On 30 July 1990 Ian Gow, the Conservative MP for Eastbourne, was murdered by the Irish Republican Army. Terrorists had placed a bomb beneath his car, parked on the driveway of his home.
Gow was not the only Tory MP murdered by Irish terrorists during the Troubles. Airey Neave was killed by a car bomb in the House of Commons carpark in 1979; Sir Anthony Berry by the Brighton bombing in 1984. (Robert Bradford, who’s Ulster Unionists had not then completely severed their links to the Conservatives, was also slain, in 1981).
But of the three Conservatives, Gow’s stands out because it seems the closest to the threat experienced by MPs today.
Both the Palace of Westminster and party conferences have long since disappeared behind the rings of steel that have been thrown up around so many places post-9/11. But MPs homes (Gow refused to take his address out of the local telephone directory) remain a frighteningly plausible target. It is not normally difficult for a constituent to find out where their MP lives if they want to; it remains the norm to print candidates’ addresses on ballot papers.
For how much longer? Today’s Daily Telegraph reports that, as part of a £31m security drive, private security guards will soon be deployed at constituency events. MPs most at risk will be able to apply for 24/7 protection. Funds “will also pay for increased security such as CCTV, alarms and sensors required at MPs’ homes or constituency offices.”
In theory, all this will be laid on precisely so that MPs can continue to perform the public-facing parts of their role as now. But it cannot help but change things. A country where politicians’ events are closely monitored and patrolled by armed security is, in an important way, very different to one where one can meet one’s local MP face-to-face in a constituency office or café.

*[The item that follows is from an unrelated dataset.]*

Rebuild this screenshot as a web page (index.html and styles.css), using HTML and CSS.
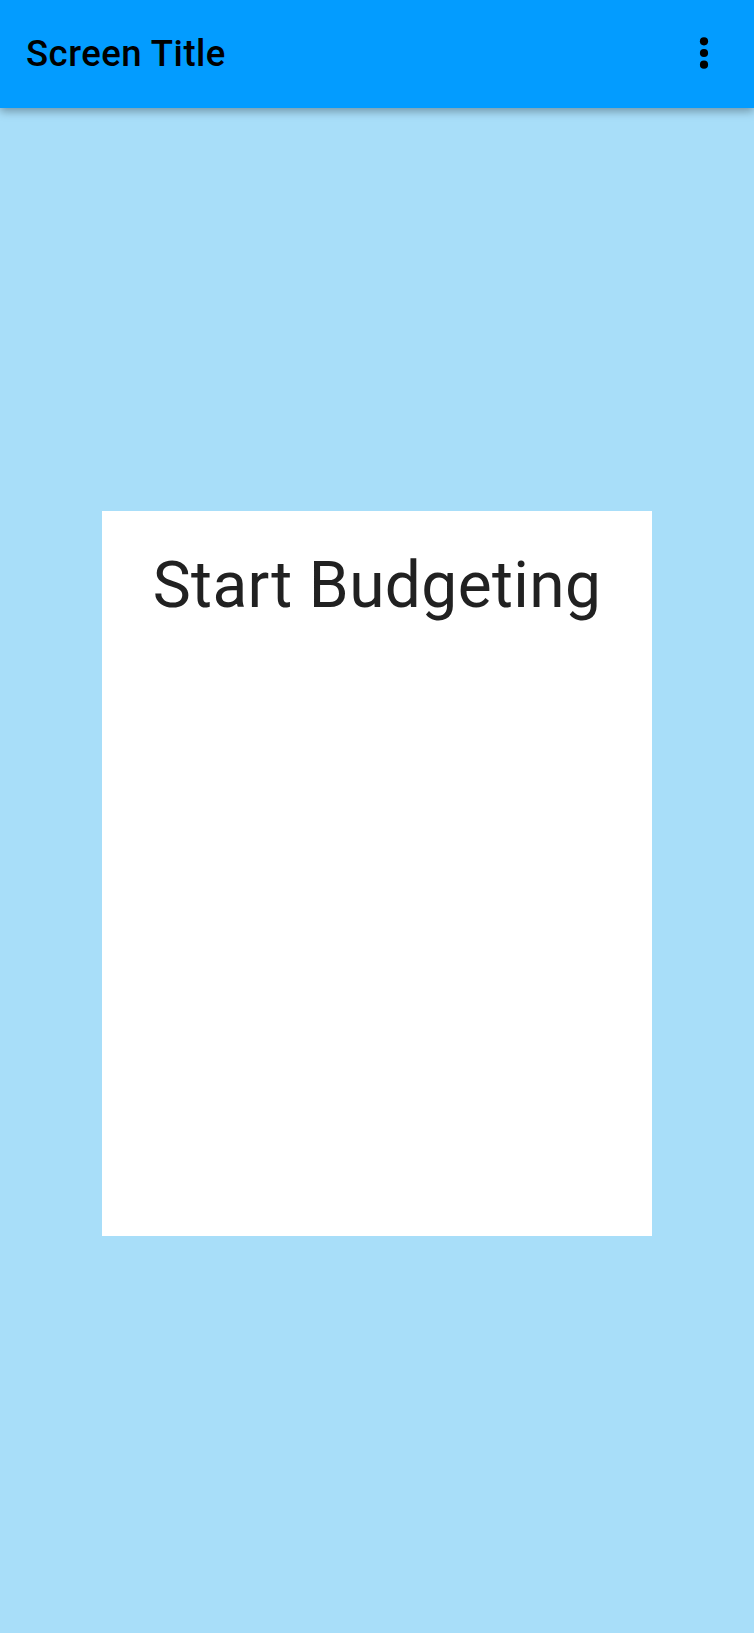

Moreover, the logic of security means these changes will probably become more pronounced with time – or at least, if ever there is another murder or near-miss. Full close protection is very expensive; far too costly to provide to 650 members of parliament, especially if they remain as accessible to the public as they are today.
The most effective way to keep someone safe is to fortify their place of work, take their home out of the directory, and closely control their exposure at public events. It is not difficult to imagine, not too many years from now, MPs’ constituency surgeries becoming ticketed events: free, but with attendees needing to register in advance, and furnish proof of ID to do so.
Technology makes that practical in a way it wasn’t a generation ago. It also amplifies the risks of MPs’ traditional way of working: in 1990 there was no way that potential assassins could get live updates on a target’s physical location; today, it might simply be tweeted out.
Perhaps that is one reason why our response to the danger posed to MPs today is so different to the response during the Troubles, when to modern eyes the relative lack of security response is startling.
Another might be that at least in the 1980s the threat was from a clear vector: generally, politicians in danger from Irish Republican terrorism knew it; Gow’s stubborn refusal to adapt to his security situation was brave, but reckless.
Today, the danger comes from all sorts of directions. Jo Cox was murdered by the far right; David Amess by an Islamist; one of the farmers who met Rishi Sunak over the weekend has had to employ armed security after death threats from Welsh nationalists.
In such a society, the relentless expansion of the rings of steel around our politics and institutions may be unavoidable. But we will all be poorer for having allowed it to come about.